The way we – and the court in Durham – look at things, unless and until Congress enacts a statute providing for nationwide service of process in federal diversity litigation (plaintiffs should not hold their breath), there’s no reason to entertain any Fifth Amendment-based personal jurisdiction arguments in any case where federal subject matter jurisdiction is based on diversity of citizenship. Thus, to the extent that future tort plaintiffs grasp at the straw of Fifth Amendment personal jurisdiction, that argument doesn’t get to first base, since its fundamental premise is fatally flawed.
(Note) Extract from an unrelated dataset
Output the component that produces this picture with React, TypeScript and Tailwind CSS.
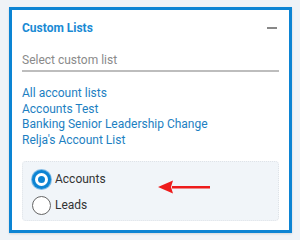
export default function App() {
  const lists = [
    "All account lists",
    "Accounts Test",
    "Banking Senior Leadership Change",
    "Relja's Account List",
  ];
  return (
    <div className="h-[240px] w-[300px] bg-[#eff3f7] pt-[7px] pl-[9px] font-['Roboto',sans-serif]">
      <div className="w-[283px] h-[226px] border-[3px] border-[#0c84d3] bg-white shadow-[0_1px_2px_rgba(0,0,0,0.12)] px-[10px] pt-[8px]">
        <div className="flex items-center justify-between h-[20px]">
          <h2 className="text-[12px] font-bold text-[#1a8ad4]">Custom Lists</h2>
          <div className="w-[10px] h-[1.5px] bg-[#888] mr-[2px]" />
        </div>
        <div className="mt-[14px] border-b-2 border-[#bdbdbd] pb-[2px] text-[12px] text-[#8a8a8a] leading-[16px]">
          Select custom list
        </div>
        <ul className="mt-[14px] flex flex-col text-[12px] leading-[15.5px] text-[#1d7fc2]">
          {lists.map((l) => (
            <li key={l}>{l}</li>
          ))}
        </ul>
        <div className="mt-[13px] h-[60px] rounded-[4px] border border-dotted border-[#dfe3e8] bg-[#f1f5f9] px-[9px] pt-[7px] relative">
          <div className="flex items-center gap-[4px] h-[20px] text-[12px] text-[#333]">
            <span className="w-[19px] h-[19px] rounded-full bg-[#0c84d3] flex items-center justify-center shadow-[0_0_0_1px_#7fbbe6]">
              <span className="w-[13px] h-[13px] rounded-full bg-white flex items-center justify-center">
                <span className="w-[7px] h-[7px] rounded-full bg-[#0c84d3]" />
              </span>
            </span>
            Accounts
          </div>
          <div className="mt-[6px] flex items-center gap-[4px] h-[20px] text-[12px] text-[#333]">
            <span className="w-[19px] h-[19px] rounded-full bg-white border border-[#666]" />
            Leads
          </div>
          <svg className="absolute left-[135px] top-[18px]" width="54" height="14" viewBox="0 0 54 14">
            <path d="M14 6 H52 V8.5 H14 Z" fill="#ee1c1c" />
            <path d="M0 7 L15 0.5 L13 7 L15 13.5 Z" fill="#ee1c1c" />
          </svg>
        </div>
      </div>
    </div>
  );
}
Applicability of the Fifth Amendment does not come about simply by being in a “federal court,” but rather by the assertion of some “federal” basis for the plaintiff’s causes of action.
And even then, as we also discussed in our prior post, there is no reason to believe that the constitution itself (as opposed to a federal statute expanding the scope service of process) treats personal jurisdiction any differently – since the Supreme Court’s Bristol-Myers Squibb Co. v. Superior Court, 137 S. Ct. 1773 (2017), decision, heavily relied on a Fifth Amendment case, Walden v. Fiore, 571 U.S. 277 (2014), that involved a plaintiff asserting a purely federal cause of action, that being a Bivens constitutional tort.
So plaintiffs’ novel Fifth Amendment personal jurisdiction argument fails for both procedural (not applicable to diversity cases) and substantive (no difference between Fifth and Fourteenth amendments). Make a note of it.